» Data supplied
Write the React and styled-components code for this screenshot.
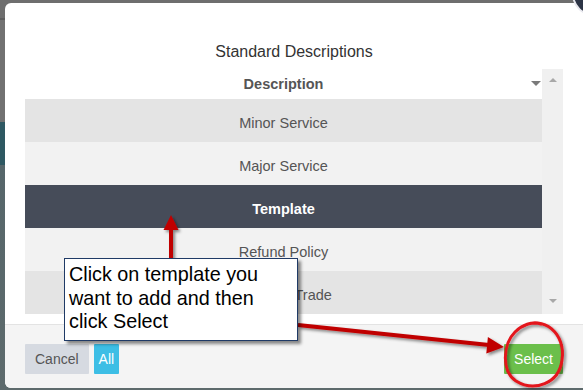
import React from "react";
import styled, { createGlobalStyle } from "styled-components";

const Global = createGlobalStyle`
  html, body { margin: 0; padding: 0; }
  body { font-family: "Liberation Sans", Arial, sans-serif; overflow: hidden; }
`;

const Backdrop = styled.div`
  position: relative;
  width: 583px;
  height: 390px;
  overflow: hidden;
  padding: 3px 0 0 5px;
  box-sizing: border-box;
  background:
    linear-gradient(to bottom,
      #6e6e6e 0px, #6e6e6e 18px, #5e5e5e 18px, #5e5e5e 20px,
      #717171 20px, #717171 122px, #2e5862 122px, #2e5862 165px,
      #56666a 165px, #5d6a6c 390px);
`;

const Modal = styled.div`
  width: 578px;
  height: 385px;
  background: #fff;
  border-radius: 6px 0 0 6px;
  display: flex;
  flex-direction: column;
  overflow: hidden;
`;

const Body = styled.div`
  padding: 39px 20px 0 20px;
  display: flex;
  flex-direction: column;
  flex-shrink: 0;
`;

const Title = styled.div`
  font-size: 16px;
  line-height: 20px;
  color: #333;
  text-align: center;
  margin-bottom: 7px;
`;

const GridWrap = styled.div`
  display: flex;
  height: 245px;
  flex-shrink: 0;
`;

const Table = styled.div`
  flex: 1;
  display: flex;
  flex-direction: column;
`;

const HeaderRow = styled.div`
  position: relative;
  height: 30px;
  flex-shrink: 0;
  display: flex;
  align-items: center;
  justify-content: center;
  font-size: 14.5px;
  font-weight: bold;
  color: #555;
`;

const SortCaret = styled.span`
  position: absolute;
  right: 1px;
  top: 12px;
  width: 0;
  height: 0;
  border-left: 5px solid transparent;
  border-right: 5px solid transparent;
  border-top: 5px solid #7a7a7a;
`;

const Row = styled.div`
  height: 43px;
  box-sizing: border-box;
  padding-top: 5px;
  flex-shrink: 0;
  display: flex;
  align-items: center;
  justify-content: center;
  font-size: 14.5px;
  background: ${(p) => (p.$selected ? "#464c59" : p.$alt ? "#e4e4e4" : "#f2f2f2")};
  color: ${(p) => (p.$selected ? "#fff" : "#555")};
  font-weight: ${(p) => (p.$selected ? "bold" : "normal")};
`;

const Scrollbar = styled.div`
  width: 21px;
  background: #f0f0f0;
  display: flex;
  flex-direction: column;
  justify-content: space-between;
  align-items: center;
  padding: 9px 0 11px;
  box-sizing: border-box;
`;

const ScrollArrow = styled.span`
  width: 0;
  height: 0;
  border-left: 4px solid transparent;
  border-right: 4px solid transparent;
  ${(p) =>
    p.$up
      ? "border-bottom: 4px solid #a8a8a8;"
      : "border-top: 4px solid #a8a8a8;"}
`;

const Footer = styled.div`
  margin-top: 10px;
  flex: 1;
  background: #f4f4f4;
  border-top: 1px solid #e3e3e3;
  display: flex;
  align-items: center;
  padding: 5px 20px 0 20px;
  gap: 5px;
`;

const Button = styled.button`
  height: 30px;
  border: none;
  border-radius: 1px;
  padding: 0 ${(p) => p.$pad || 10}px;
  font-family: "Liberation Sans", Arial, sans-serif;
  font-size: 14px;
  background: ${(p) => p.$bg};
  color: ${(p) => p.$fg};
  margin-left: ${(p) => (p.$push ? "auto" : "0")};
`;

const CloseBtn = styled.div`
  position: absolute;
  left: 572px;
  top: -28px;
  width: 44px;
  height: 44px;
  border-radius: 50%;
  background: #2c3445;
  border: 2px solid #e8e8ee;
  box-sizing: border-box;
`;

const Callout = styled.div`
  position: absolute;
  left: 64px;
  top: 258px;
  width: 234px;
  height: 83px;
  box-sizing: border-box;
  background: #fff;
  border: 1px solid #1f3a66;
  box-shadow: 3px 3px 3px rgba(0, 0, 0, 0.45);
  padding: 4px 2px 0 4px;
  font-size: 19.8px;
  line-height: 23.5px;
  color: #000;
  white-space: nowrap;
`;

const Overlay = styled.svg`
  position: absolute;
  left: 0;
  top: 0;
  width: 583px;
  height: 390px;
  pointer-events: none;
`;

const rows = [
  { label: "Minor Service", alt: true },
  { label: "Major Service" },
  { label: "Template", selected: true },
  { label: "Refund Policy" },
  { label: "Terms of Trade", alt: true },
];

export default function App() {
  return (
    <>
      <Global />
      <Backdrop>
        <Modal>
          <Body>
            <Title>Standard Descriptions</Title>
            <GridWrap>
              <Table>
                <HeaderRow>
                  Description
                  <SortCaret />
                </HeaderRow>
                {rows.map((r) => (
                  <Row key={r.label} $alt={r.alt} $selected={r.selected}>
                    {r.label}
                  </Row>
                ))}
              </Table>
              <Scrollbar>
                <ScrollArrow $up />
                <ScrollArrow />
              </Scrollbar>
            </GridWrap>
          </Body>
          <Footer>
            <Button $bg="#d6dae1" $fg="#555">Cancel</Button>
            <Button $bg="#3dbee5" $fg="#fff" $pad={5}>All</Button>
            <Button $bg="#6bbf4b" $fg="#fff" $push>Select</Button>
          </Footer>
        </Modal>
        <CloseBtn />
        <Overlay viewBox="0 0 583 390">
          <defs>
            <filter id="sh" x="-20%" y="-20%" width="140%" height="140%">
              <feDropShadow dx="2" dy="2" stdDeviation="1.5" floodColor="#000" floodOpacity="0.45" />
            </filter>
          </defs>
          <g filter="url(#sh)" fill="#c00000" stroke="none">
            <rect x="169" y="229" width="4" height="30" />
            <polygon points="171,215 163.5,230 178.5,230" />
            <line x1="298" y1="325" x2="489" y2="345" stroke="#c00000" strokeWidth="4" />
            <polygon points="504,347 486.3,353.5 487.9,337" />
          </g>
          <path
            d="M 521 327 C 544 314, 566 334, 562 360 C 559 384, 534 392, 516 381 C 501 371, 503 344, 515 332 C 522 325, 532 321, 541 324"
            fill="none"
            stroke="#e3141c"
            strokeWidth="3"
            strokeLinecap="round"
            filter="url(#sh)"
          />
        </Overlay>
        <Callout>
          Click on template you
          <br />
          want to add and then
          <br />
          click Select
        </Callout>
      </Backdrop>
    </>
  );
}
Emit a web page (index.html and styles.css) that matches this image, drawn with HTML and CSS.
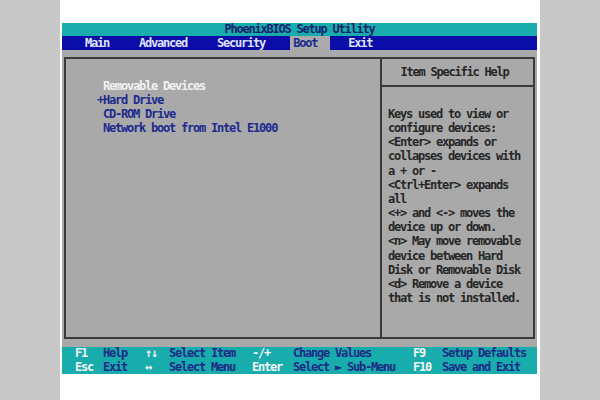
FILE: index.html
```html
<!DOCTYPE html>
<html>
<head>
<meta charset="utf-8">
<link rel="stylesheet" href="styles.css">
</head>
<body>
<div class="photo">
  <div class="bios">
    <div class="title">PhoenixBIOS Setup Utility</div>
    <div class="nav">
      <span class="tab tab-main">Main</span>
      <span class="tab tab-adv">Advanced</span>
      <span class="tab tab-sec">Security</span>
      <span class="tab tab-boot active">Boot</span>
      <span class="tab tab-exit">Exit</span>
    </div>
    <div class="main">
      <div class="box">
        <div class="list">
          <div class="item group">Removable Devices</div>
          <div class="item"><span class="expand">+</span>Hard Drive</div>
          <div class="item">CD-ROM Drive</div>
          <div class="item">Network boot from Intel E1000</div>
        </div>
        <div class="help">
          <div class="help-head">Item Specific Help</div>
          <div class="help-body">Keys used to view or<br>configure devices:<br>&lt;Enter&gt; expands or<br>collapses devices with<br>a + or -<br>&lt;Ctrl+Enter&gt; expands<br>all<br>&lt;+&gt; and &lt;-&gt; moves the<br>device up or down.<br>&lt;n&gt; May move removable<br>device between Hard<br>Disk or Removable Disk<br>&lt;d&gt; Remove a device<br>that is not installed.</div>
        </div>
      </div>
    </div>
    <div class="footer">
      <span class="key">F1</span><span class="desc">Help</span>
      <span class="key">↑↓</span><span class="desc">Select Item</span>
      <span class="key">-/+</span><span class="desc">Change Values</span>
      <span class="key">F9</span><span class="desc">Setup Defaults</span>
      <span class="key">Esc</span><span class="desc">Exit</span>
      <span class="key">↔</span><span class="desc">Select Menu</span>
      <span class="key">Enter</span><span class="desc">Select ► Sub-Menu</span>
      <span class="key">F10</span><span class="desc">Save and Exit</span>
    </div>
  </div>
</div>
</body>
</html>
```

FILE: styles.css
```css
html, body {
  margin: 0;
  padding: 0;
}
body {
  background: #c8c8c8;
  width: 600px;
  height: 400px;
  overflow: hidden;
}
.photo {
  margin-left: 60px;
  width: 480px;
  height: 400px;
  background: #ffffff;
  padding-top: 23px;
  box-sizing: border-box;
}
.bios {
  margin-left: 2px;
  width: 475px;
  font-family: "DejaVu Sans Mono", "Liberation Mono", monospace;
  font-weight: bold;
  font-size: 12px;
  letter-spacing: -1.22px;
  white-space: nowrap;
}
.title {
  height: 13px;
  line-height: 13px;
  background: #19acac;
  color: #1a2270;
  text-align: center;
}
.nav {
  height: 14px;
  line-height: 14px;
  background: #0c0ca8;
  display: flex;
  padding-left: 20px;
}
.tab {
  color: #dfe3ff;
  padding: 0 3px;
}
.tab-adv { margin-left: 24px; }
.tab-sec { margin-left: 24px; }
.tab-boot { margin-left: 22px; padding-right: 13px; }
.tab-exit { margin-left: 15px; }
.tab.active {
  background: #ababab;
  color: #1c2a8c;
}
.main {
  background: #a9a9a9;
  height: 297px;
  padding: 7px 2px 8px 2px;
  box-sizing: border-box;
}
.box {
  height: 282px;
  border: 2px solid #3a3a3a;
  box-sizing: border-box;
  display: grid;
  grid-template-columns: 314px 1fr;
}
.list {
  padding: 20px 0 0 37px;
}
.item {
  height: 14px;
  line-height: 14px;
  color: #1c2a8e;
}
.item.group {
  color: #f2f2f2;
}
.expand {
  display: inline-block;
  width: 6px;
  margin-left: -6px;
}
.help {
  border-left: 2px solid #3a3a3a;
  color: #262626;
}
.help-head {
  height: 26px;
  line-height: 26px;
  border-bottom: 2px solid #3a3a3a;
  text-align: center;
  padding-right: 6px;
}
.help-body {
  padding: 20px 0 0 6px;
  line-height: 14.15px;
}
.footer {
  height: 27px;
  background: #19acac;
  display: grid;
  grid-template-columns: 28px 42px 24px 83px 41px 120px 29px 1fr;
  grid-auto-rows: 13.5px;
  line-height: 13.5px;
  padding-left: 13px;
}
.key {
  color: #f4f4f4;
}
.desc {
  color: #1c2a86;
}
```
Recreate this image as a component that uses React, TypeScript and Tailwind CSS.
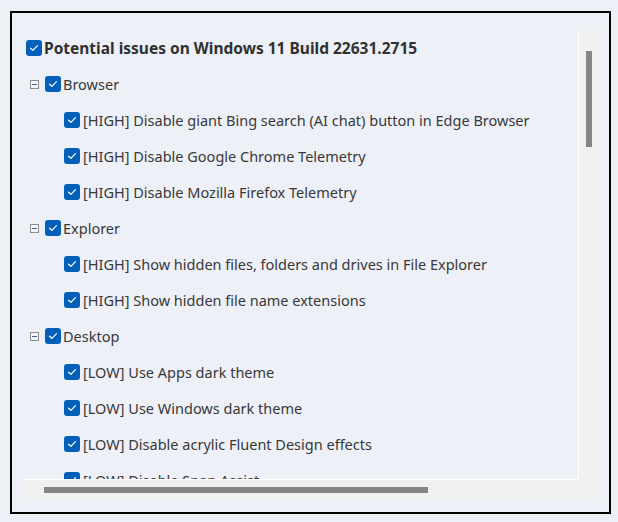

» Task objective
Select, from the listing, all lines that include the word "image".

» Solution to this task
Emit a web page (index.html and styles.css) that matches this image, drawn with HTML and CSS.
Recreate this image as a component that uses React, TypeScript and Tailwind CSS.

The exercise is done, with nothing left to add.